Phèdre en pleine lumière

Marie Piemontèse revisite la tragédie de Racine en explorant le symbolisme du Soleil. Une expérience numérique et littéraire hors du temps.

Anaïs Heluin  • 13 juin 2013 abonné·es

De Phèdre la classique, l’auteure et metteuse en scène Marie Piemontèse ne garde dans Phèdre le matin que quelques traits de caractère. Tout juste assez pour que l’on reconnaisse l’héroïne racinienne. Un rapport à la lumière, surtout, aussi ambigu que l’amour que la femme de Thésée nourrit pour son beau-fils Hippolyte. Car, dans la mythologie grecque, Phèdre est descendante d’Hélios, le dieu Soleil. Une parenté qui remonte à loin, et que le long monologue de Marie Piemontèse, interprété par Isabelle Lafon, interroge avec la douce intelligence d’un poème généalogique.

Sans rimes ni effets de style surannés, le texte nous ouvre l’intimité d’une photographe. D’une transformeuse de lumières, autrement dit, qui elle-même n’est que pixels lumineux projetés sur les murs d’une salle de théâtre. C’est elle la Phèdre contemporaine qui, dans Phèdre le matin, nous parle comme en aparté, qui nous rapporte ses malheurs comme à de vieux amis que la distance a séparés. Absente de la scène, retranchée dans ses réflexions et son désespoir, elle s’adresse au spectateur via un moyen de communication très branché : Skype. On sait donc d’emblée ce qu’elle est devenue, l’illustre petite-fille du Soleil. Un reflet coloré qu’un homme et une femme silencieux promènent de bon matin sur des surfaces blanches, devant un public encore hésitant entre le monde du rêve et celui du réel. Un pâle résidu des tragiques Phèdre antiques et classiques ? Du tout. La difficulté d’être au monde de la Phèdre de Marie Piemontèse, d’oser l’expérience au lieu de se réfugier dans les apparences, est tout aussi déchirante que l’intrigue amoureuse de Racine. Cette dernière n’est d’ailleurs présente dans la pièce que dans ses grandes lignes. L’objet de la tragédie s’est déplacé : il a perdu sa forte dimension sociale pour se loger dans la seule tête de la protagoniste.

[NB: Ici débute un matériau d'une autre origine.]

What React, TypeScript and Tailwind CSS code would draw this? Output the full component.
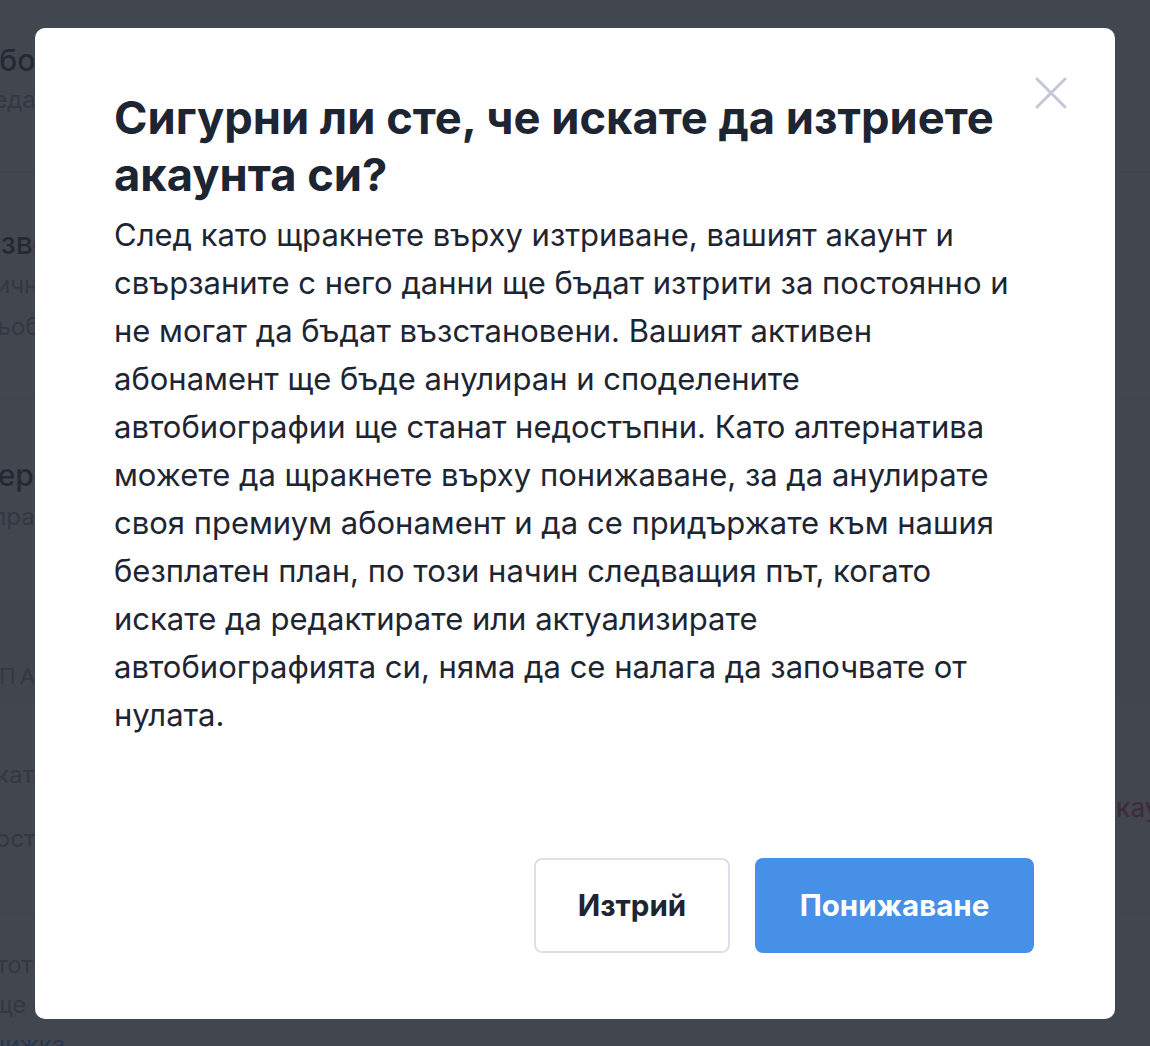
import React from 'react'

const font = { fontFamily: 'Inter, "Noto Sans", sans-serif' }

const bodyLines = [
  'След като щракнете върху изтриване, вашият акаунт и',
  'свързаните с него данни ще бъдат изтрити за постоянно и',
  'не могат да бъдат възстановени. Вашият активен',
  'абонамент ще бъде анулиран и споделените',
  'автобиографии ще станат недостъпни. Като алтернатива',
  'можете да щракнете върху понижаване, за да анулирате',
  'своя премиум абонамент и да се придържате към нашия',
  'безплатен план, по този начин следващия път, когато',
  'искате да редактирате или актуализирате',
  'автобиографията си, няма да се налага да започвате от',
  'нулата.',
]

function BackgroundPage() {
  return (
    <div className="h-[1046px] w-full overflow-hidden bg-white text-[#1e2532]">
      <div className="-ml-[22px] w-[1300px]">
        <div className="h-[172px] border-b border-[#e5e7ee] pt-[40px]">
          <div className="text-[30px] font-medium leading-[40px]">Абонамент</div>
          <div className="text-[24px] leading-[40px] text-[#8a90a0]">Редактирайте плана си</div>
        </div>
        <div className="h-[226px] border-b border-[#e5e7ee] pt-[50px]">
          <div className="text-[30px] font-medium leading-[42px]">Известия</div>
          <div className="text-[24px] leading-[42px] text-[#8a90a0]">Лични известия</div>
          <div className="text-[24px] leading-[42px] text-[#8a90a0]">Съобщения</div>
        </div>
        <div className="h-[202px] pt-[56px]">
          <div className="text-[30px] font-medium leading-[42px]">Версия</div>
          <div className="text-[24px] leading-[42px] text-[#8a90a0]">Управлявайте</div>
        </div>
        <div className="h-[100px] bg-[#f5f6f9] pt-[56px]">
          <div className="text-[22px] uppercase leading-[40px] tracking-[0.2em] text-[#8a90a0]">Опасна зона</div>
        </div>
        <div className="flex h-[215px] items-center justify-between border-b border-[#e5e7ee] pr-[90px]">
          <div className="text-[24px] leading-[64px] text-[#8a90a0]">
            <div>Икате</div>
            <div>Постоянно</div>
          </div>
          <div className="text-[26px] font-medium text-[#e0425b]">Изтриване на акаунт</div>
        </div>
        <div className="pt-[30px] text-[24px] leading-[40px] text-[#8a90a0]">
          <div className="pl-[4px]">ототговор</div>
          <div>още от</div>
          <div className="text-[#2f80ed]">книжка</div>
        </div>
      </div>
    </div>
  )
}

function CloseIcon() {
  return (
    <svg width="32" height="32" viewBox="0 0 32 32" fill="none">
      <path d="M2 2L30 30M30 2L2 30" stroke="#c4c8d6" strokeWidth="3" strokeLinecap="round" />
    </svg>
  )
}

export default function App() {
  return (
    <div className="relative" style={font}>
      <BackgroundPage />

      <div className="fixed inset-0 flex items-center justify-center bg-[#262a34]/[0.87]">
        <div className="relative w-[1080px] rounded-[10px] bg-white pb-[66px] pl-[79px] pr-[81px] pt-[61px] text-[#1e2532]">
          <button className="absolute right-[48px] top-[49px]">
            <CloseIcon />
          </button>

          <h2 className="pr-[40px] text-[45.3px] font-bold leading-[57px]">
            Сигурни ли сте, че искате да изтриете акаунта си?
          </h2>
          <p className="mt-[8px] whitespace-nowrap text-[31px] leading-[48px]">
            {bodyLines.map((line, i) => (
              <React.Fragment key={i}>
                {line}
                {i < bodyLines.length - 1 && <br />}
              </React.Fragment>
            ))}
          </p>

          <div className="mt-[119px] flex justify-end gap-[25px]">
            <button className="h-[95px] w-[196px] rounded-[8px] border-2 border-[#dde0ea] bg-white text-[29.5px] font-bold text-[#1e2532]">
              Изтрий
            </button>
            <button className="h-[95px] w-[279px] rounded-[8px] bg-[#4690e8] text-[29.5px] font-bold text-white">
              Понижаване
            </button>
          </div>
        </div>
      </div>
    </div>
  )
}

**Expérience numérique,* Phèdre le matin* propose donc aussi une réflexion sur le devenir du tragique. Et ce sans aucune lourdeur théorique, par la seule grâce d’Isabelle Lafon, aussi éclatante d’une poésie dite au creux de la solitude que sombre d’un chagrin d’amour somme toute assez banal. Joué le matin, ce spectacle s’adresse à un spectateur presque aussi confus, flottant, que la figure de Phèdre. Le son d’un violoncelle et la présence mystérieuse du jeune couple prolongent cet état, de même que la possibilité de laisser des messages qui seront ensuite projetés aux côtés de l’image de la comédienne. Phèdre, c’est nous tous, communicants de nos propres états d’âme.